Jokowi sebagai filter terakhir yang diharapkan patuh dan taat terhadap UUD 1945 serta undang-undang yang berlaku, ternyata turut serta memuluskan pelanggaran konstitusi yang dilakukan DPR, dengan cara menerbitkan Kepres untuk melantik para anggota BPK yang cacat hukum.
Efek dari pelanggaran Konstitusi dan Pancasila, APBN setiap tahunnya bocor yang mengakibatkan keuangan negara kosong, serta jumlah hutang pemerintah sudah mencapai 7000 triliun. Beberapa Perusahaan-perusahaan yang merongrong keuangan negara dibeberapa lembaga negara tidak dilakukan audit.

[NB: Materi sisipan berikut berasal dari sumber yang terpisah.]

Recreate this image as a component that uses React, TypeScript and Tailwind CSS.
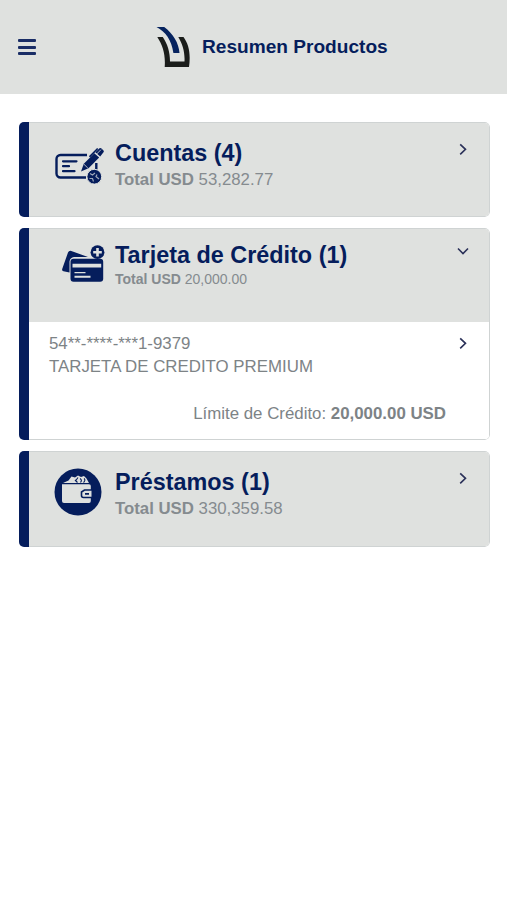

Akhirnya pemerintah memeras rakyat untuk mengisi kas negara dengan cara menaikkan semua pajak dan iuran, kenaikan BBM, Listrik, biaya kesehatan, biaya pendidikan, membuat tarif pajak sembilan kebutuhan pokok, menaikkan tarif pajak, menjual aset-aset negara. Penulis khawatir tidak tertutup kemungkinan kedepan pemerintah akan memberlakukan iuran sekali bernafas dipungut biaya untuk mengisi Kas Negara.
Penulis menorehkan tulisan ini sesuai dengan kenyataan yang terjadi saat ini, penulis berpandangan bahwa perintah Pembukaan dan pasal demi pasal UUD 1945 dan Pancasila, belum dijalankan Presiden dan DPR sesuai dengan sumpah jabatan yang diucapkan disaat pelantikan.